By Daniel Gilbert
When a federal judge ruled last fall on who was to blame for the
2010 Deepwater Horizon disaster, he didn't point a finger at
Anadarko Petroleum Corp.
But the energy company is facing a pollution penalty of as much
as $3.5 billion because it owned 25% of the oil well drilled by the
ill-fated rig, and would have gained a quarter of the crude it
pumped if the well hadn't exploded.
Now Anadarko, one of the largest U.S. energy producers, is set
to battle federal prosecutors in a trial beginning Jan. 20. It will
argue alongside BP PLC, which operated the well known as Macondo. A
judge will determine how much each company should pay per barrel
spilled.
Anadarko paid BP $4 billion in 2011 to release it of any
liability from third-party claims and certain environmental fines.

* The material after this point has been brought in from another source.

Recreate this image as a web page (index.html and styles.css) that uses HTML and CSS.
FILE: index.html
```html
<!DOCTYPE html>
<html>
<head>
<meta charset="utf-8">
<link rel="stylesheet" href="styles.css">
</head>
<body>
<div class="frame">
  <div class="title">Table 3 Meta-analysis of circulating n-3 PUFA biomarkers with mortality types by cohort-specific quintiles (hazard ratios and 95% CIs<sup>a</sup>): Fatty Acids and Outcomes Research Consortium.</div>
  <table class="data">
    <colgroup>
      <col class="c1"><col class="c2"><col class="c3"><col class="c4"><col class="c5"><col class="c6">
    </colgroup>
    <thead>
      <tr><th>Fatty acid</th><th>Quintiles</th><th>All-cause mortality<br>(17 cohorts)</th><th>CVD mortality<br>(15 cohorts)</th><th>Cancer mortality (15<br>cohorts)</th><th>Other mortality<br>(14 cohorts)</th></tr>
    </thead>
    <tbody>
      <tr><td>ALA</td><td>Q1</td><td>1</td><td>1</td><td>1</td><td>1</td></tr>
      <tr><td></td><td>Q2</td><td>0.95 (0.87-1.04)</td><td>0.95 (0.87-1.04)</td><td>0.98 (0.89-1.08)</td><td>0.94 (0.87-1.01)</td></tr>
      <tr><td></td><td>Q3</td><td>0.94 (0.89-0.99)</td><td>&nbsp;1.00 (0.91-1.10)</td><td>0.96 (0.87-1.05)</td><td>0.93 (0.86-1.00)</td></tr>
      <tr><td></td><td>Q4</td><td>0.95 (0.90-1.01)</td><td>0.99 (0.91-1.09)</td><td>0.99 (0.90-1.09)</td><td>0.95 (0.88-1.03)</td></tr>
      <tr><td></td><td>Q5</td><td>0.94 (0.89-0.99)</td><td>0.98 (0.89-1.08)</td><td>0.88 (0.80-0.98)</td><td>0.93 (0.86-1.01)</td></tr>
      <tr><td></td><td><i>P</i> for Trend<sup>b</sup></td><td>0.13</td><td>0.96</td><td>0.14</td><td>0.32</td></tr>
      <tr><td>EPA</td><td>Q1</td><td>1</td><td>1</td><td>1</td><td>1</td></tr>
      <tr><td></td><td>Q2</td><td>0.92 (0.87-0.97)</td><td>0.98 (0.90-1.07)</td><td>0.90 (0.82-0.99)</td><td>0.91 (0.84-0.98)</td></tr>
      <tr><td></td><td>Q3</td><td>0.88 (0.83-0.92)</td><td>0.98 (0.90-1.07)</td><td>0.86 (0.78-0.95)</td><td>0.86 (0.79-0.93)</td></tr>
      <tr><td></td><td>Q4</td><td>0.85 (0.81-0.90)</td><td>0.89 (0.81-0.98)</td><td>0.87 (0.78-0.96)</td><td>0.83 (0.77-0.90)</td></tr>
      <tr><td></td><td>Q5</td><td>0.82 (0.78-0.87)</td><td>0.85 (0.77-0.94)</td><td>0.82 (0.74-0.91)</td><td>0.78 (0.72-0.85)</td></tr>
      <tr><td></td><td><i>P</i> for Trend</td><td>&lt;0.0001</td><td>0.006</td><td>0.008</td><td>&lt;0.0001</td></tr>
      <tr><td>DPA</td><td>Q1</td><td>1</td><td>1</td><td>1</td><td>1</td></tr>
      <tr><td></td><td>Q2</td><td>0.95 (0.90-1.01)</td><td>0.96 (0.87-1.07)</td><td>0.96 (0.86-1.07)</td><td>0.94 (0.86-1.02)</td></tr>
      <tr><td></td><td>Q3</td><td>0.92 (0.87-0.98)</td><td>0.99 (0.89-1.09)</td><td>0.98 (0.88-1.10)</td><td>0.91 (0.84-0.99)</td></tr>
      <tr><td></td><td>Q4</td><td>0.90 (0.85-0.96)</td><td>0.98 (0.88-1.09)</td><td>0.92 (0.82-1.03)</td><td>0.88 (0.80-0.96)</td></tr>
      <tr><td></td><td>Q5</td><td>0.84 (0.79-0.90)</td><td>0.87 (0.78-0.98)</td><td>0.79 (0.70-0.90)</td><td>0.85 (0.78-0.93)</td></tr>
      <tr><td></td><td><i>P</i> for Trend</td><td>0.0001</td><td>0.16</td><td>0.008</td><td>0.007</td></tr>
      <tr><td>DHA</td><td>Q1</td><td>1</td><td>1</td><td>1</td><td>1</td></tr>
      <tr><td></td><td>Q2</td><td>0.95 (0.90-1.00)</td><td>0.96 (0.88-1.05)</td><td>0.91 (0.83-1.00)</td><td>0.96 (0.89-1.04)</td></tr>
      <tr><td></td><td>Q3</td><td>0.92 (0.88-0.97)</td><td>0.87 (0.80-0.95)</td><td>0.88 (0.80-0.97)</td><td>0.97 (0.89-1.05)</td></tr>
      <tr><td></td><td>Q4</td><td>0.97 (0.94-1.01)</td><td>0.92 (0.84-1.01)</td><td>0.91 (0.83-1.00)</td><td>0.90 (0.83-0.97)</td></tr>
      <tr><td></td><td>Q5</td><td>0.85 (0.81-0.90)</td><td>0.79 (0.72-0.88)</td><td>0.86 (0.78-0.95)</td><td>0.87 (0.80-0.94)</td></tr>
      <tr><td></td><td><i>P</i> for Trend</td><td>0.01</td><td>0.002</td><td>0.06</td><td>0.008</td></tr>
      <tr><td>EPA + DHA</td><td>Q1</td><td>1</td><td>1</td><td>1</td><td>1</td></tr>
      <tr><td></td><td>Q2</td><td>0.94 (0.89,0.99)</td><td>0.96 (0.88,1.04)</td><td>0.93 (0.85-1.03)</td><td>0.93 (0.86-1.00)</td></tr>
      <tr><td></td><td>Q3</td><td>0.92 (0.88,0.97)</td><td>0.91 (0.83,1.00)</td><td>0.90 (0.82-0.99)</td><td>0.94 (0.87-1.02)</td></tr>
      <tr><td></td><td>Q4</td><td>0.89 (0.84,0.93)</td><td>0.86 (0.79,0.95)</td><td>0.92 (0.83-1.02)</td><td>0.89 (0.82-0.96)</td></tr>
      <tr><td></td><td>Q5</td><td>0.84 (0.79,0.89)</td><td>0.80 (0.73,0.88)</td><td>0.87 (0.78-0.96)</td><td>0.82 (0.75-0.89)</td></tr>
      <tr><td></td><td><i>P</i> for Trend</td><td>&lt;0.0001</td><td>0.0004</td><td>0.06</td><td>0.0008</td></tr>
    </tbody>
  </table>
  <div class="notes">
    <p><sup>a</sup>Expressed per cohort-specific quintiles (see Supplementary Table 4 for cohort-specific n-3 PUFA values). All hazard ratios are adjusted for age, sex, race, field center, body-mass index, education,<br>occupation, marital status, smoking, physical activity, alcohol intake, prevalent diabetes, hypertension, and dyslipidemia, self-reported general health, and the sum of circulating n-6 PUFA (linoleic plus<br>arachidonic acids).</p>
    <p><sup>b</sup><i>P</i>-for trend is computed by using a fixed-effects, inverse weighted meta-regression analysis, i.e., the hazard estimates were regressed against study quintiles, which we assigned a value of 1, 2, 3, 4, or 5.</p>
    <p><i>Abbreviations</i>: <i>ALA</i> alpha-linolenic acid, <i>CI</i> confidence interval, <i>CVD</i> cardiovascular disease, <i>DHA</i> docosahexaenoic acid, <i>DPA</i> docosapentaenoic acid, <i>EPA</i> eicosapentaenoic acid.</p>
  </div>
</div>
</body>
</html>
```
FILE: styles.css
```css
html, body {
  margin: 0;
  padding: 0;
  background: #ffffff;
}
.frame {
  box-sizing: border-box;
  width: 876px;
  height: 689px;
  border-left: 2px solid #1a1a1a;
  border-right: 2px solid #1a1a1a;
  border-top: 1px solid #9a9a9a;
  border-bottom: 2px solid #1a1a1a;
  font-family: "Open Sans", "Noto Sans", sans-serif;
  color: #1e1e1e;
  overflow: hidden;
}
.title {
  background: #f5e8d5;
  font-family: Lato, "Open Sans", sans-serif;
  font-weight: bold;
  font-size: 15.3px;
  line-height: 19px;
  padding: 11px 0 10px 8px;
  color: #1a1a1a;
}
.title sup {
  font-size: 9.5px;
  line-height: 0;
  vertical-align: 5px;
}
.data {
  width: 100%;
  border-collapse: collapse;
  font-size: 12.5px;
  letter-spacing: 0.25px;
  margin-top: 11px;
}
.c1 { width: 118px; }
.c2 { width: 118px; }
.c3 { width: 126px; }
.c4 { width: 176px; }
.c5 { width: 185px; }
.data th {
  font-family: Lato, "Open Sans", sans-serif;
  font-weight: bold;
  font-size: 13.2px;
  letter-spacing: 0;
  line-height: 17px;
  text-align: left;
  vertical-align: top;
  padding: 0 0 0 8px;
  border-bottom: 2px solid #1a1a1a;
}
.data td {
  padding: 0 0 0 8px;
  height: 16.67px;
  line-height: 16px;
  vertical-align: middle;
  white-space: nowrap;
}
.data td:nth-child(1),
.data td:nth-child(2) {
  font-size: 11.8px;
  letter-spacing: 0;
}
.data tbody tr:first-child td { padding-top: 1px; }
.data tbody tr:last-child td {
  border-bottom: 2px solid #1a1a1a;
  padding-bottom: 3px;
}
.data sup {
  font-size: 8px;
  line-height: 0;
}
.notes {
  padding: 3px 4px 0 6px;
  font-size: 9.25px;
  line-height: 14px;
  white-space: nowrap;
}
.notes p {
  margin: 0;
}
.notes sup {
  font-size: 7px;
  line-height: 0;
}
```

But federal and appellate judges have held that Anadarko is still
liable under the Clean Water Act.
"Any penalty that is not measured in billions of dollars would
go largely unnoticed at a company the size of" Anadarko, Justice
Department lawyers wrote in December. Citing Anadarko's limited
role as an investor in the well, the government concludes the firm
should pay more than $1 billion but "well below" the maximum.

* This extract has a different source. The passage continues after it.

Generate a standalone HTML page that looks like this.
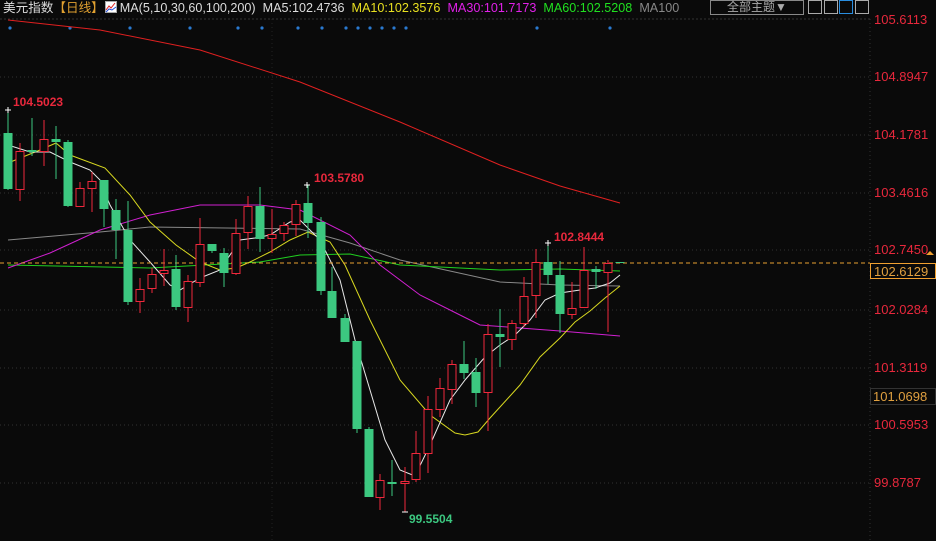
<!DOCTYPE html>
<html><head><meta charset="utf-8"><style>
html,body{margin:0;padding:0;background:#0a0a0a;width:936px;height:541px;overflow:hidden;font-family:"Liberation Sans","Noto Sans CJK SC",sans-serif}
.hdr{position:absolute;top:0;left:3px;font-size:12.6px;white-space:nowrap;line-height:16px}
.ax{position:absolute;left:874px;font-size:13px;color:#e8283c}
</style></head><body>
<div class="hdr"><span style="color:#ddd">美元指数</span><span style="color:#e0a030">【日线】</span><svg width="12" height="12" style="vertical-align:-1px;margin:0 3px 0 1px"><rect x="0.5" y="0.5" width="11" height="11" fill="#fff" stroke="#aaa"/><path d="M1,9L4,5L6,7L10,2" stroke="#e02020" fill="none"/><path d="M1,11L4,8L7,9L11,6" stroke="#2050e0" fill="none"/></svg><span style="color:#ddd">MA(5,10,30,60,100,200)&nbsp; MA5:102.4736&nbsp; </span><span style="color:#e8e020">MA10:102.3576&nbsp; </span><span style="color:#e020e8">MA30:101.7173&nbsp; </span><span style="color:#20e020">MA60:102.5208&nbsp; </span><span style="color:#888">MA100</span></div>
<div style="position:absolute;left:710px;top:0;width:92px;height:13px;border:1px solid #888;color:#aaa;font-size:12px;line-height:13px;text-align:center">全部主题▼</div>
<div style="position:absolute;left:808px;top:0;width:12px;height:12px;border:1px solid #aaa"></div>
<div style="position:absolute;left:824px;top:0;width:12px;height:12px;border:1px solid #aaa"></div>
<div style="position:absolute;left:839px;top:0;width:12px;height:12px;border:1px solid #2a8ee0"></div>
<div style="position:absolute;left:855px;top:0;width:12px;height:12px;border:1px solid #aaa"></div>
<svg id="s" width="936" height="541" style="position:absolute;left:0;top:0"></svg>
<div class="ax" style="top:12px">105.6113</div>
<div class="ax" style="top:69px">104.8947</div>
<div class="ax" style="top:127px">104.1781</div>
<div class="ax" style="top:185px">103.4616</div>
<div class="ax" style="top:242px">102.7450</div>
<div class="ax" style="top:302px">102.0284</div>
<div class="ax" style="top:360px">101.3119</div>
<div class="ax" style="top:417px">100.5953</div>
<div class="ax" style="top:475px">99.8787</div>
<div style="position:absolute;left:870px;top:263px;height:16px;border:1px solid #f0a030;color:#e0a040;font-size:13px;line-height:16px;padding-left:3px;box-sizing:border-box;width:66px;background:#0a0a0a">102.6129</div>
<div style="position:absolute;left:870px;top:388px;width:66px;height:17px;border:1px solid #333;color:#e0a040;font-size:13px;line-height:16px;padding-left:2px;box-sizing:border-box">101.0698</div>
<div style="position:absolute;left:13px;top:95px;color:#e8283c;font-size:12px;font-weight:bold">104.5023</div>
<div style="position:absolute;left:314px;top:171px;color:#e8283c;font-size:12px;font-weight:bold">103.5780</div>
<div style="position:absolute;left:554px;top:230px;color:#e8283c;font-size:12px;font-weight:bold">102.8444</div>
<div style="position:absolute;left:409px;top:512px;color:#3cc880;font-size:12px;font-weight:bold">99.5504</div>
<script>
var s=document.getElementById('s'),h='';
h+='<line x1="0" y1="19" x2="870" y2="19" stroke="#333" stroke-dasharray="2,2"/>';
h+='<line x1="870" y1="19" x2="870" y2="541" stroke="#333" stroke-dasharray="1,3"/>';
h+='<line x1="272" y1="19" x2="272" y2="541" stroke="#222" stroke-dasharray="1,3"/>';
[77,135,193,250,310,368,425,483].forEach(function(y){h+='<line x1="0" y1="'+y+'" x2="870" y2="'+y+'" stroke="#333" stroke-dasharray="1,3"/>';});
[10,70,130,190,238,262,298,322,346,358,370,382,394,406,537,610].forEach(function(x){h+='<circle cx="'+x+'" cy="28" r="1.6" fill="#2a7ad0"/>';});
function pl(p,c){h+='<polyline fill="none" stroke="'+c+'" stroke-width="1" points="'+p+'"/>';}
pl("8,20 100,30 200,50 300,82 400,122 500,165 560,186 620,203","#e02020");
pl("8,240 100,232 150,227 300,229 350,243 400,260 500,282 560,285 620,286","#888");
pl("8,265 150,268 260,262 300,255 350,254 400,265 500,270 560,269 620,271","#20d020");
pl("8,268 50,253 100,230 150,215 200,205 260,205 300,210 350,235 380,265 420,295 460,315 480,325 520,328 560,331 620,336","#d020d0");
pl("8,163 40,150 56,143 70,155 105,168 130,195 150,222 176,245 200,262 220,270 236,268 250,262 270,252 290,240 308,232 330,242 345,265 370,320 400,380 430,415 455,433 465,435 478,432 490,418 520,385 540,357 560,338 575,322 590,311 605,298 620,286","#d8d820");
pl("8,145 30,152 50,152 70,162 90,170 100,180 110,205 130,240 150,262 170,285 180,290 200,278 220,270 240,240 255,238 270,235 290,222 300,220 320,240 340,280 355,340 370,390 385,440 400,470 415,476 430,445 450,400 465,380 485,357 500,345 515,335 530,320 545,300 560,293 580,290 595,288 610,283 620,275","#e8e8e8");
h+='<line x1="0" y1="263" x2="870" y2="263" stroke="#e8a030" stroke-dasharray="4,3"/>';
var c=[[8,133,189,110,190,'g'],[20,151,189,143,201,'r'],[32,150,152,118,156,'g'],[44,139,151,120,166,'r'],[56,139,142,126,179,'g'],[68,142,206,140,207,'g'],[80,188,206,182,207,'r'],[92,181,188,172,212,'r'],[104,180,209,180,227,'g'],[116,210,230,199,259,'g'],[128,230,302,201,305,'g'],[140,289,301,278,313,'r'],[152,274,288,268,293,'r'],[164,270,273,249,286,'r'],[176,269,307,255,310,'g'],[188,281,307,275,322,'r'],[200,244,282,218,287,'r'],[212,244,251,244,253,'g'],[224,253,273,248,287,'g'],[236,233,273,219,275,'r'],[248,206,232,196,249,'r'],[260,206,239,187,252,'g'],[272,234,238,209,253,'r'],[284,225,233,222,241,'r'],[296,204,224,200,236,'r'],[308,203,223,185,238,'g'],[321,222,291,217,295,'g'],[332,291,318,267,318,'g'],[345,318,342,314,342,'g'],[357,341,429,341,433,'g'],[369,429,497,427,497,'g'],[380,480,497,474,510,'r'],[392,482,484,460,496,'g'],[405,481,483,467,512,'r'],[416,453,479,431,482,'r'],[428,409,453,396,473,'r'],[440,388,409,378,417,'r'],[452,364,389,360,404,'r'],[464,364,373,341,379,'g'],[476,372,393,358,407,'g'],[488,334,392,324,431,'r'],[500,334,337,309,367,'g'],[512,323,339,320,350,'r'],[524,296,323,277,327,'r'],[536,262,295,249,318,'r'],[548,262,275,243,284,'g'],[560,275,314,261,333,'g'],[572,308,314,282,319,'r'],[584,270,307,247,307,'r'],[596,269,272,266,289,'g'],[608,263,272,260,332,'r'],[620,262,263,262,263,'g']];
c.forEach(function(k){var col=k[5]=='g'?'#3cc880':'#f0283c';
h+='<line x1="'+k[0]+'" y1="'+k[3]+'" x2="'+k[0]+'" y2="'+k[4]+'" stroke="'+col+'"/>';
var hh=Math.max(1,k[2]-k[1]);
if(k[5]=='g')h+='<rect x="'+(k[0]-4.5)+'" y="'+k[1]+'" width="9" height="'+hh+'" fill="'+col+'"/>';
else h+='<rect x="'+(k[0]-4)+'" y="'+(k[1]+.5)+'" width="8" height="'+hh+'" fill="#0a0a0a" stroke="'+col+'"/>';});
h+='<path d="M5,110h6M8,107v6M304,185h6M307,182v6M545,243h6M548,240v6M402,512h6" stroke="#fff"/>';
h+='<path d="M926,255l4,-4l4,4z" fill="#f0a030"/>';
s.innerHTML=h;
</script>
</body></html>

A spokesman for Anadarko declined to comment and pointed to its
regulatory and court filings. In those documents, the company,
which has a stock-market value of about $39.73 billion, says it
should pay no penalty.
"Anadarko was a faultless, non-operating investor" in the
Deepwater Horizon venture, its lawyers contend, and penalizing it
"could be counterproductive to offshore safety."
At trial, at least one Anadarko witness is expected to testify
that fining the company would create an incentive for investors in
a well to take a more active role. The company says that this could
"confuse lines of authority, delay critical decisions and be
counterproductive to safety," according to court pleadings.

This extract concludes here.